Col 1820, e precisamente dopo la crisi provocata dall'assassinio del duca di Berry, L. modificò in senso più conservatore e restrittivo l'indirizzo della politica, cedendo in certa misura alle pressioni del fratello e della destra reazionaria. Avvenimenti significativi di questo mutamento d'indirizzo furono l'avvento del capo della destra Villèle, dopo una breve parentesi impersonata dal Richelieu, le restrizioni nella politica interna, l'atteggiamento assunto dai rappresentanti della Francia al congresso di Verona (1822) e la spedizione di Spagna (1823).

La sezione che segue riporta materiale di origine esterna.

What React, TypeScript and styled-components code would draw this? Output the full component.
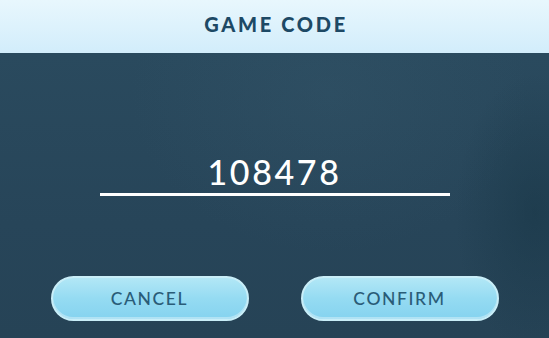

A quest'orientamento a destra in senso conservatore-reazionario, destinato ad aggravarsi nel 1824 con l'avvento al trono del conte d'Artois va legata l'origine della crisi che poi nel 1830 travolse la dinastia borbonica. Esso si trovò infatti a coincidere, in modo pericoloso per i Borboni, con una evoluzione nella psicologia popolare francese, nella quale il risorgente benessere del paese e il passare degli anni facevano dimenticare i danni, i pesi e gli errori dell'impero e ne lasciavano in vista soltanto lo splendore di epopea, mentre per contro risaltava sempre più quella che per ogni patriota francese era la macchia originaria della monarchia restaurata, e cioè il suo legame con la sconfitta e con l'invasione straniera.
L. nel tramonto della sua vita, che si chiuse il 16 settembre 1824, non fu rattristato dalla sensazione della crisi, ormai preparantesi. Egli poté morire col conforto dei risultati conseguiti nei nove anni di regno: la Francia reintegrata nella sovranità del suo territorio e in una grande posizione internazionale, risollevata dalla gravissima crisi economico-finanziaria seguita al crollo dell'impero, ricostituita nella sua efficienza militare, perché di nuovo dotata di un solido esercito.
Bibl.: V. la bibl. gen. della voce francia. Inoltre: Correspondance inédite du prince de Talleyrand et du roi Louis XVIII pendant le Congrès de Vienne, Parigi 1905; L. Pingaud, Bernadotte, Napoléon et les Bourbons, Parigi 1901; P. Rain, L'Europe et la restauration des Bourbons (1814-1818), Parigi 1908; P. De La Gorce, L. XVIII, Parigi 1926.